Corrosiviteit van kunststofsmelten

21/10/2016

Door Ad Spijkers

Slijtage en corrosie zijn ernstige gebeurtenissen in de kunststofverwerking. De gangbare testmethode is tijdrovend en vergt veel materiaal. Een nieuwe elektrochemische methode van Fraunhofer-LBF vergt minder materiaal.


     

Wie een krachtige samenstelling van een kunststof wil ontwikkelingen, moet met behulp van smeltcompoundering een veelheid aan formuleringen bereiden en die testen op de gewenste eigenschappen. Analoog daaraan is er het probleem bij de keuze van het materiaal voor een machine waarmee een corrosieve samenstelling moet worden verwerkt. Hiertoe moet vaak een groter aantal verschillende legeringen worden getest.

Afhankelijk van hun samenstelling zijn sommige polymeerformuleringen extreem corrosief ten opzichte van de materialen waaruit bevoorbeeld de behuizingen of schroeven van extruders zijn vervaardigd. Typisch hiervoor zijn bijvoorbeeld bepaalde halogeenvrije vlamdovende middelen op basis van diethylfosfinaat.

De additieven kunnen in de smeltfase direct met de materialen reageren of ze vormen door thermische afbraak aggressieve chemicaliën zoals anorganische zuren. Aan de andere kant gedragen bepaalde toeslagstoffen zich als corrosiewerend middel. Maar ze kunnen nadelig uitpakken voor de gewenste eigenschappen.

Traditioneel testen

Voor het valueren van slijtage respectievelijk corrosie is de DKI-plaatjesapparatuur de beproefde methoden. Deze test is ontwikkeld door het Deutsches Kunststoff-Institut, de huidige afdeling Kunststoffen van Fraunhofer-Institut für Betriebsfestigkeit und Systemzuverlässigkeit (LBF).

Nadelen van deze methode zijn de grote hoeveelheid menselijke arbeid en de materiaalbehoefte. Per formulering en per paar plaatjes is meestal 5 kg tot 30 kg granullaat nodig. Samenstellingen die nieuwe chemicaliën bevatten (gewoonlijk in aandelen van enkele procenten) kunnen met de plaatjesapparatuur nauwelijks worden getest wanneer de nieuwe stoffen slechts in hoeveelheden van enkele grammen beschikbaar zijn.

Nieuwe methode

Gezien de grote materiaalbehoefte voor de plaatsjestest hebben wetenschappers van Fraunhofer-LBF een screening-methode ontwikkeld. Deze gepatenteerde methode maakt een snelle uitspraak over de corrosiviteit van een samenstelling respectievelijk over de bestandheid van verschillende legeringen tegen een corrosieve smelt mogelijk. Voor deze test is slechts 0,5 kg tot 1 kg materiaal nodig. Op deze manier kunnen ook nieuwe grondstoffen of additieven waarvan maar een geringe hoeveelheid beschikbaar is, worden getest.

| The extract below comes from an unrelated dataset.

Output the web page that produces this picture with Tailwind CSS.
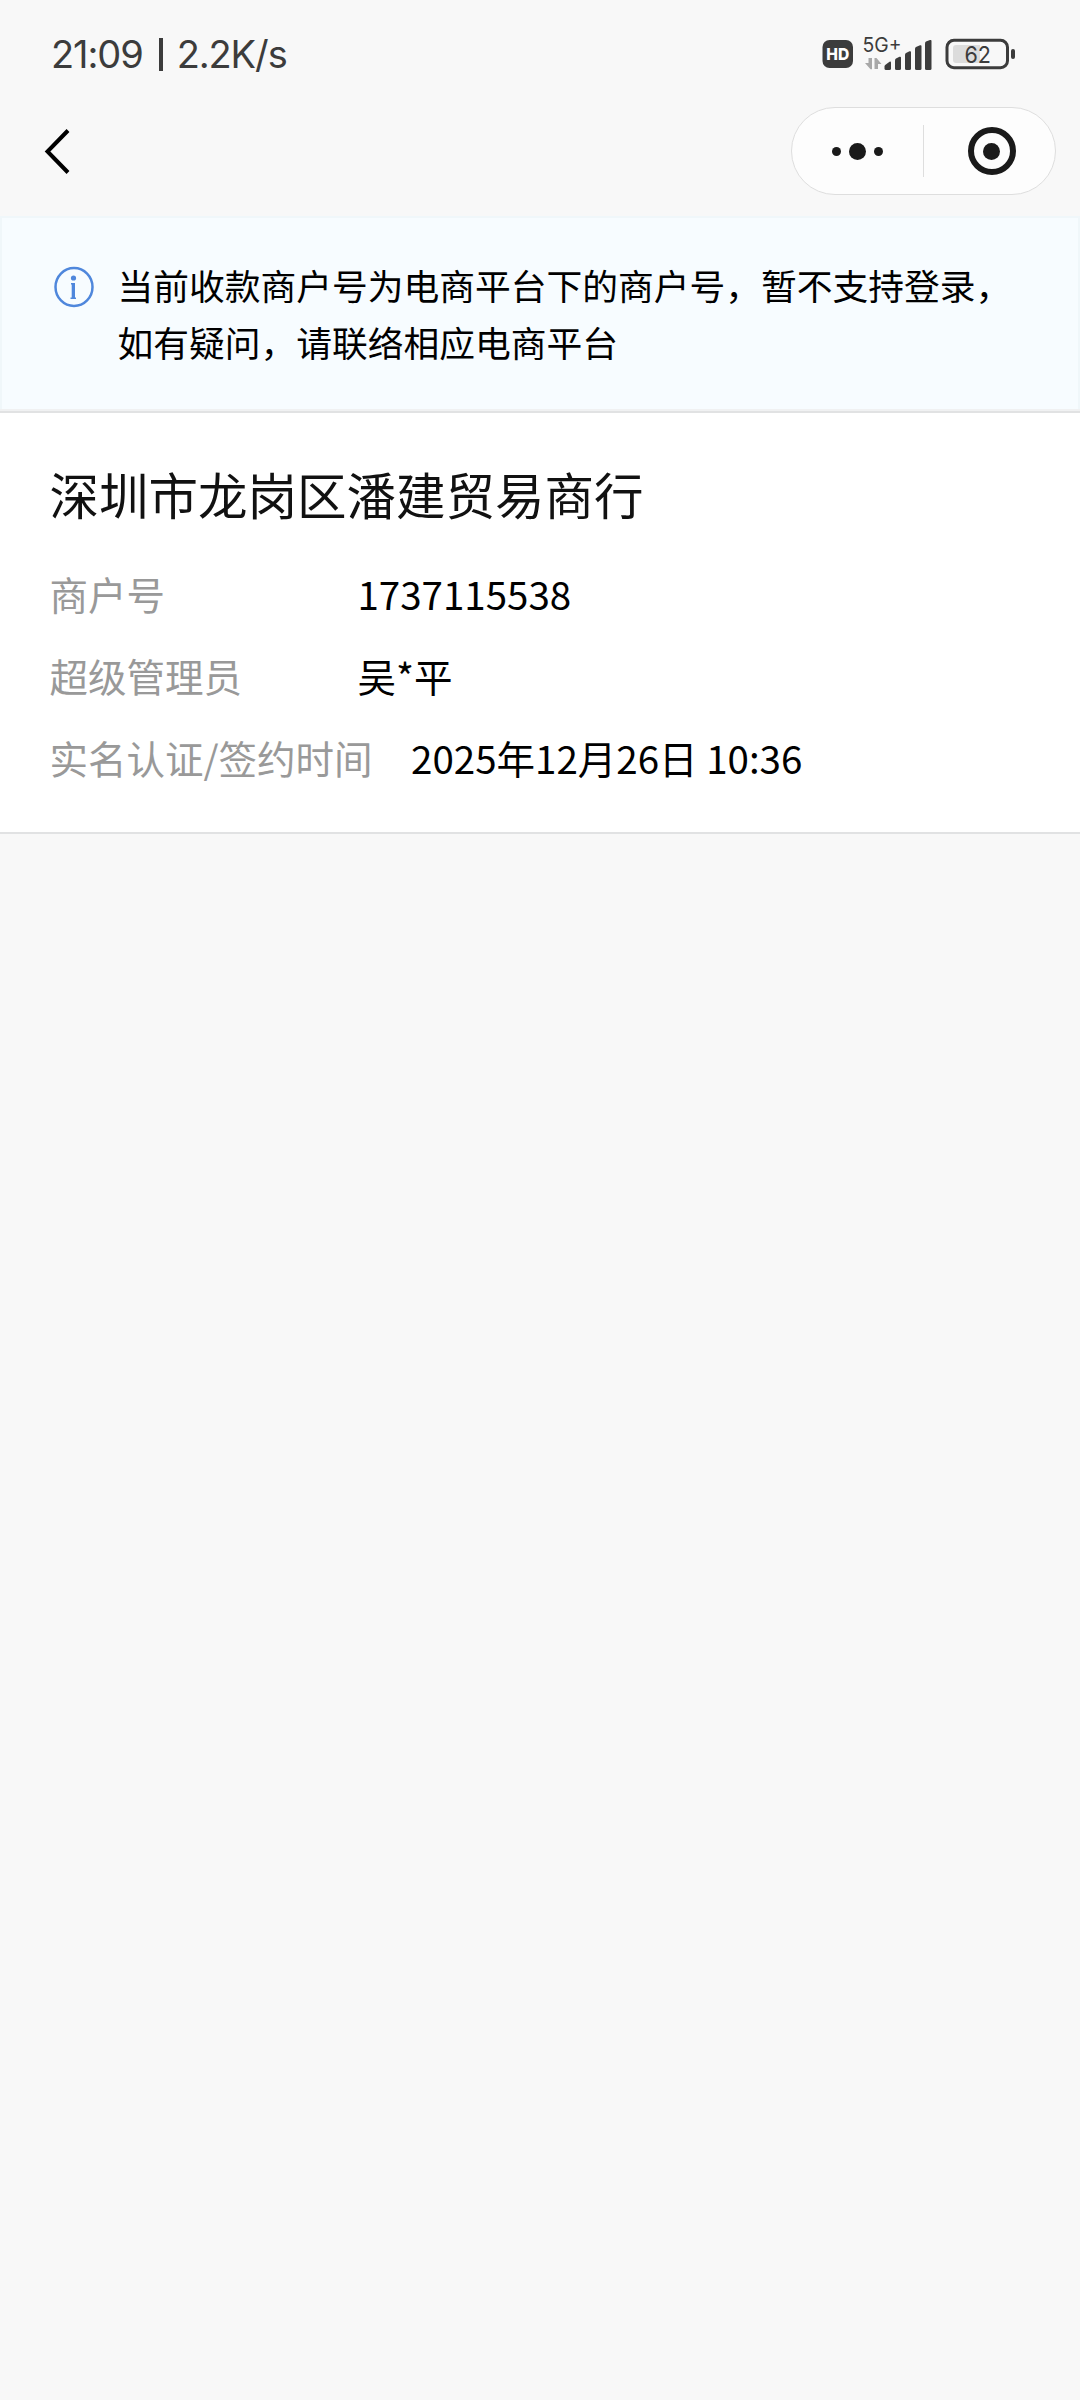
<!DOCTYPE html>
<html lang="zh-CN">
  <head>
    <meta charset="UTF-8" />
    <meta name="viewport" content="width=device-width, initial-scale=1.0" />
    <title>商户信息</title>
    <script src="https://cdn.jsdelivr.net/npm/@tailwindcss/browser@4"></script>
  </head>
  <body class="min-h-screen bg-[#f8f8f8] font-['Noto_Sans_CJK_SC',sans-serif] text-black">
    <!-- Status bar -->
    <div class="flex h-[108px] items-center justify-between pr-[64px] pl-[51px] text-[#3c3c3c]">
      <div class="flex items-center font-['Inter',sans-serif] text-[38px] leading-none tracking-[-1.1px]">
        <span>21:09</span>
        <span class="mr-[14px] ml-[16px] h-[33px] w-[4px] bg-[#3c3c3c]"></span>
        <span>2.2K/s</span>
      </div>
      <div class="flex items-center">
        <svg class="h-[50px] w-[196px]" viewBox="820 29 196 50">
          <rect x="822.5" y="40" width="30.5" height="28" rx="7" fill="#3c3c3c" />
          <text x="837.8" y="59.8" font-family="Inter" font-size="16.5" font-weight="800" text-anchor="middle" textLength="23" lengthAdjust="spacingAndGlyphs" fill="#fff">HD</text>
          <text x="862.5" y="51.8" font-family="Inter" font-size="20" textLength="39" lengthAdjust="spacingAndGlyphs" fill="#3c3c3c">5G+</text>
          <path d="M868.500 58h3.500v11.300h-1.500l-5.500-6.300h3.500zM874.500 58h2l5 6h-3.500v5h-3.500z" fill="#a8a8a8" />
          <g fill="#3c3c3c">
            <path d="M884.500 66.500q0-1 1-1.800l4-3q1.500-.8 1.500.8v6q0 1.500-1.500 1.500h-3.500q-1.500 0-1.500-1.500z" />
            <path d="M895 60.500q0-1.500 1-2l3.500-1.700q1.500-.5 1.500 1v10.700q0 1.500-1.500 1.500h-3q-1.500 0-1.500-1.500z" />
            <path d="M905 55q0-1.500 1-2l3.500-1.700q1.500-.5 1.500 1v16.200q0 1.500-1.500 1.500h-3q-1.500 0-1.500-1.500z" />
            <path d="M915 49q0-1.500 1-2l4-1.700q1.500-.5 1.500 1v22.200q0 1.500-1.500 1.500h-3.500q-1.500 0-1.500-1.500z" />
            <path d="M925 43.500q0-1.500 1-2l4-1.500q1.500-.5 1.500 1v27.500q0 1.500-1.500 1.500h-3.500q-1.500 0-1.500-1.500z" />
          </g>
          <rect x="947" y="40.300" width="60.500" height="27.400" rx="7" fill="none" stroke="#3c3c3c" stroke-width="3" />
          <path d="M956 45h24v18h-24q-3 0-3-3v-12q0-3 3-3z" fill="#dcdcdc" />
          <rect x="1011" y="49" width="4" height="10" rx="2" fill="#3c3c3c" />
          <text x="977.700" y="62.700" font-family="Inter" font-size="23.500" text-anchor="middle" textLength="26.500" lengthAdjust="spacingAndGlyphs" fill="#3c3c3c">62</text>
        </svg>
      </div>
    </div>

    <!-- Navigation bar -->
    <div class="flex h-[108px] items-start justify-between pr-6 pl-11">
      <svg class="mt-[19px] h-[50px] w-[28px]" viewBox="0 0 28 50">
        <path d="M24 3.500L3.500 24.500L24 45.500" fill="none" stroke="#000" stroke-width="4" />
      </svg>
      <div class="-mt-px flex h-[88px] w-[265px] items-center rounded-full border border-[#dedede] bg-[#fdfdfd]">
        <div class="flex w-[131px] items-center justify-center gap-2">
          <span class="size-[9px] rounded-full bg-[#1a1a1a]"></span>
          <span class="size-[17px] rounded-full bg-[#1a1a1a]"></span>
          <span class="size-[9px] rounded-full bg-[#1a1a1a]"></span>
        </div>
        <div class="h-[52px] w-px bg-[#dedede]"></div>
        <div class="flex flex-1 items-center justify-center pl-[4px]">
          <div class="flex size-12 items-center justify-center rounded-full border-6 border-[#1a1a1a]">
            <span class="size-[17px] rounded-full bg-[#1a1a1a]"></span>
          </div>
        </div>
      </div>
    </div>

    <!-- Notice -->
    <div class="flex h-[193px] gap-[23.5px] border-2 border-b-0 border-[#f0f7fa] bg-[#f7fcff] pt-[38px] pl-[52px]">
      <svg class="mt-[10px] h-[42px] w-[40px] shrink-0" viewBox="0 0 40 42" fill="#4f87dc">
        <ellipse cx="20" cy="21" rx="18.500" ry="19" fill="none" stroke="#4f87dc" stroke-width="2.500" />
        <circle cx="19.500" cy="12" r="2.600" />
        <path d="M17 17h4v14.500h1v1.500h-5.500v-1.500h1.200v-13h-.7z" />
      </svg>
      <p class="text-[35.75px] leading-[57px]">
        当前收款商户号为电商平台下的商户号，暂不支持登录，<br />如有疑问，请联络相应电商平台
      </p>
    </div>
    <div class="h-[2px] bg-[#f0f1f2]"></div>

    <!-- Merchant details -->
    <div class="h-[423px] border-y-2 border-[#e1e2e3] bg-white px-[49.5px] pt-[46px]">
      <h1 class="text-[49.5px] leading-[70px] text-[#111]">深圳市龙岗区潘建贸易商行</h1>
      <dl class="mt-[23px] text-[38.5px] leading-[82px]">
        <div class="flex">
          <dt class="w-[308px] text-[#999]">商户号</dt>
          <dd>1737115538</dd>
        </div>
        <div class="flex">
          <dt class="w-[308px] text-[#999]">超级管理员</dt>
          <dd>吴*平</dd>
        </div>
        <div class="flex">
          <dt class="mr-[38.5px] text-[#999]">实名认证/签约时间</dt>
          <dd>2025年12月26日 10:36</dd>
        </div>
      </dl>
    </div>
  </body>
</html>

De methode berust in wezen op een elektrochemische meting in de kunststofsmelt. Daartoe staan in een meetgereedschap met rechthoekig smeltkanaal twee elektrodes tegenover elkaar, waarvan de ene de testelektrode vormt en de andere de tegenelektrode (zie onderstaand schema).

Fraunhofer LBF elektrochemische corrosiemeting 1 780

De testelektrode bestaat uit een gereedschapsstaal, de tegenelektrode bijvoorbeeld uit een edelmetaal. Beide elektrodes zijn via een elektrometer met elkaar verbonden. De zich instellende kortsluitstroom tussen de elektroden is een maat voor de corrosiviteit van de smelt.

Voor vergelijkingsonderzoeken neemt men bij de plaatjesapparatuur vaak een weinig tegen slijtage of corrosie bestand staal in plaats van verschillende gereedschapsstalen. Ook bij de nieuwe elektrochemische corrosiemeting is zo'n staalsoort geschikt als sonde voor vergelijkende bepaling van de corrosiviteit van de compound.

Om meerdere verschillende gereedschapsstalen simultaan met dezelfde smelt te kunnen testen, werd een meetopstelling ontwikkeld die in de lengte van het smeltkanaal vijf elektrodenparen bevat (foto: Fraunhofer-LBF).